I also really like giving the different characters and moods of areas of a piece of music names or reference words, so that I can trigger the appropriate delivery with a moment’s notice. (Shout out to Ensemble Paramirabo/anyone who might have been around while we were working on Pierrot Lunaire. Do the words “Zombie Prayer”, “Toni Braxton’s Unbreak My Heart” or “War of the Worlds Announcer into walkie-talkie” have anything to do with Schoenberg? We think so!)
In her book Exploring Twentieth Century Vocal Repertoire, Dr. Sharon Mabry gives some practical advice on how to access different vocal shadings or what I call different characters:
“Allow the mind to recall sensory memories that relate to vocal lines or texts taken from the music being studied. Spend a few minutes imaging those ideas, feelings, or scenes… Dissect and practice each colour indication separately. Imagery can then be applied to relate the desired colour to sensory perceptions. These sensory perceptions can be visualized, as well, and related to remembered mental pictures of events, places, textures, smells and tastes. It is important to create a sensory picture of the desired sound or colour in order to alert the body to the physical requirements needed for the production of that tone colour. Once the muscles and breath are responding appropriately, an emotional response can be triggered by this sensory picture, adding a final layer to the construction of the desired colour.” (2002, p. 49-50).
*** I highly recommend this book to composers, singers and interested parties alike!***
I usually wind up with some pretty wild free-association-generated images that only make sense to me and make everyone else either laugh nervously or scrunch up their faces in confusion. I’ll say “Oh! I GET IT! Like a sad rooster whose wattle is flapping everywhere as he mournfully heralds another dark rainy morning!” And the flutist will scratch his head with his piccolo and cock his eyebrow at me before asking if we can please take it from m. 17, again. But hey! Whatever works!
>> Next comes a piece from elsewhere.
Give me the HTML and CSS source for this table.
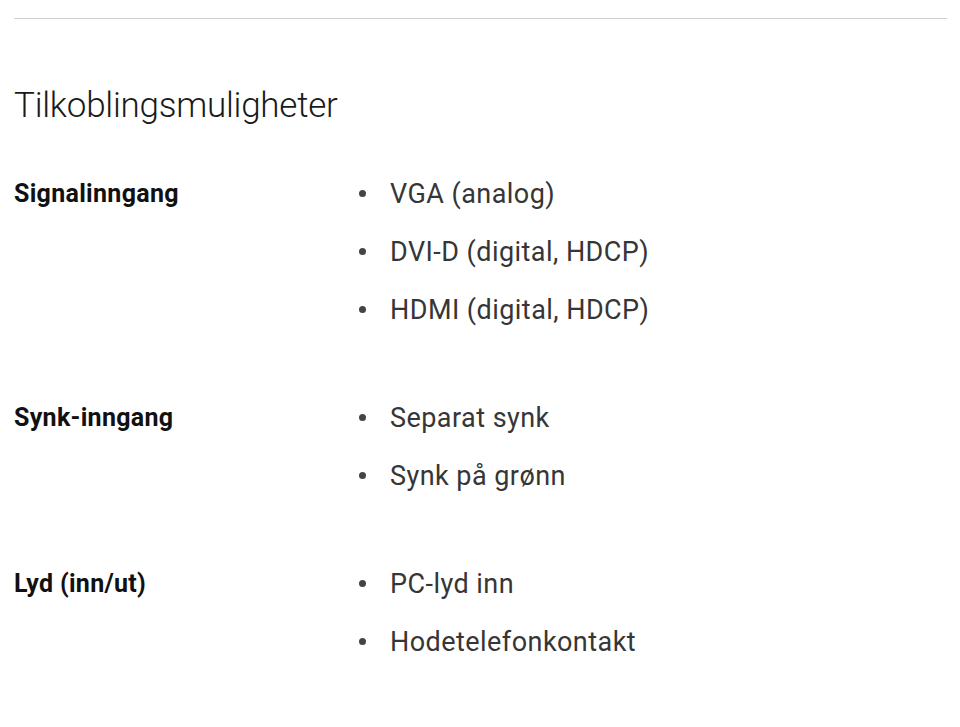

In the score, my favourite way to mark these indications is with COLOURED PENCILS! Once I have worked out these details in my mind and marked the passages correspondingly, the writing in 98% of pieces I’ve looked at all of a sudden makes 600% more sense. This is where “learning and remembering patterns” ends and morphs my activity into “actually making music”; a much more satisfying and worthwhile pursuit. I certainly don’t mean to focus on interpretation to the point of ignoring or fudging the written pitches or rhythms; I am suggesting that all of these aspects be developed in parallel in order to achieve a wholistic understanding of the music as a complete work of art. Working in this way is fundamental to the approach of Maestro Iwan Edwards, whom I was privileged to learn from for my three years as a member of Concerto Della Donna. I felt compelled to mention him partially because I am singing in my last concert with the choir this coming weekend, and partially because being continually exposed to this approach has been invaluable to my growth as an artist over the past years. Iwan always tells us “the answers are all in the text!”, and in my experience, that remains true!
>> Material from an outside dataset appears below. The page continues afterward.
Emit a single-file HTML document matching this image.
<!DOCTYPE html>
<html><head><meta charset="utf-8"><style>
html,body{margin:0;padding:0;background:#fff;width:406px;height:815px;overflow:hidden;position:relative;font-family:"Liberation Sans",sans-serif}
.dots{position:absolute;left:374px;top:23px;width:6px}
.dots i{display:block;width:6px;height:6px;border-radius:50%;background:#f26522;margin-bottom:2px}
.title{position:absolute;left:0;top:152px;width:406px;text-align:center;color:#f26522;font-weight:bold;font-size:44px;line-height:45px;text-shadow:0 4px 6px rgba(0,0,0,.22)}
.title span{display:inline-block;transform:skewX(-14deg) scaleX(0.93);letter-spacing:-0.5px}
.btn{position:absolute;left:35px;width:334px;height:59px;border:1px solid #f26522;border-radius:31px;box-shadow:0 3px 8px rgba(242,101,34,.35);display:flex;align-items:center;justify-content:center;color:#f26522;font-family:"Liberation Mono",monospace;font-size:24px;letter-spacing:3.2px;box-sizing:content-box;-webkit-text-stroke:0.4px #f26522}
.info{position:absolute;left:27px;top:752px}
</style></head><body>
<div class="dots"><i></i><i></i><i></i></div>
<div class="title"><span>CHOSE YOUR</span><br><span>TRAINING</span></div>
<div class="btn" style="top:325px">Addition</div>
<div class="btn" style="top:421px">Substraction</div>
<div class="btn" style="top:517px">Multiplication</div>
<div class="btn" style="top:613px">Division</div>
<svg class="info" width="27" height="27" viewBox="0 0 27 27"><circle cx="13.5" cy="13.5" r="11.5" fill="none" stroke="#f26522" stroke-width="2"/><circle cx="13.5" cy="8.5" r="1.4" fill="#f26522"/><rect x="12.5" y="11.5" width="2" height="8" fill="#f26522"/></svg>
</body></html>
Taking the time to understand why a composer asks for something specific usually helps me learn to do it. My experience with Mason is no exception! In vocal writing, composers work to bring out certain aspects of the text. Mason uses complex rhythm to highlight and contrast points of text and their related sentiments. Talking about some of his specific choices and hearing him verbally express what he wants me to communicate with the audience really helped to get me out of my head and into the music– and I’m not talking about the page of music and the symbols representing the music but the real MUSIC of the MUSIC– which is really the reason I’m doing any of this in the first place.